So soon after his office was congratulated for treating Tolly Carr like anybody else, Forsyth County District Attorney Tom Keith suddenly has some tough questions to answer.

Here’s the short version: Jill Marker was beaten over the head 20 times in a Winston-Salem store suffering brain damage and eventually going blind. During a videotaped interview with Det. Don Williams, Marker was shown photographs of suspects and was not able to identfy Kavin Smith, the man who was eventually convicted of the crime. Williams turns the videotape and a transcript of the interview over to assistant DA Mary Jean Behan, who in turn showed defense attorney William Speaks an edited version of the video, minus the photo lineup.

The transcript never mentions the photo lineup, and Speaks says he remembers the videotape and the transcript ending at the same point. Nor did Speaks get a look at the photos Williams showed to Marker. So the question is whether or not Behan was aware of Williams’ apparent condensed version of the interview with Marker.

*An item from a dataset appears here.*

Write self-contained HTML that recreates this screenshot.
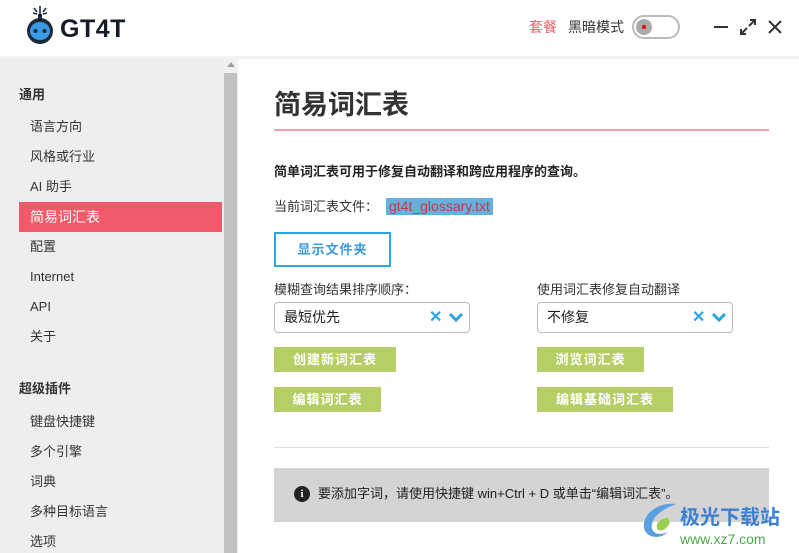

Duke University law professor Jim Coleman, who’s working Smith’s behalf, says he’s seen this somewhere else:

If Behan indeed watched the entire videotape – as the city’s report says – she had a constitutional obligation to get the photos that were shown in the lineup and give them to the defense, Coleman said.

“So, independent of the videotape, they had an obligation to turn over the photographs because they knew then that (police) had shown (Marker) photographs of Kalvin Smith and she couldn’t identify them. That’s exculpatory,” Coleman said.

Behan clearly filed an inaccurate notice in court in 1997 when she said that a transcript summarized the video, he said, because the transcript made no mention of the photo lineups.

“It inaccurately describes the video interview and therefore either she makes a false representation to the court or she makes a representation that she had no basis to make the representation, and that’s what Mike Nifong got nailed on,” Coleman said. “This is exactly the kind of thing that Nifong lost his license over.”

Funny how the work week evolves. This could get interesting.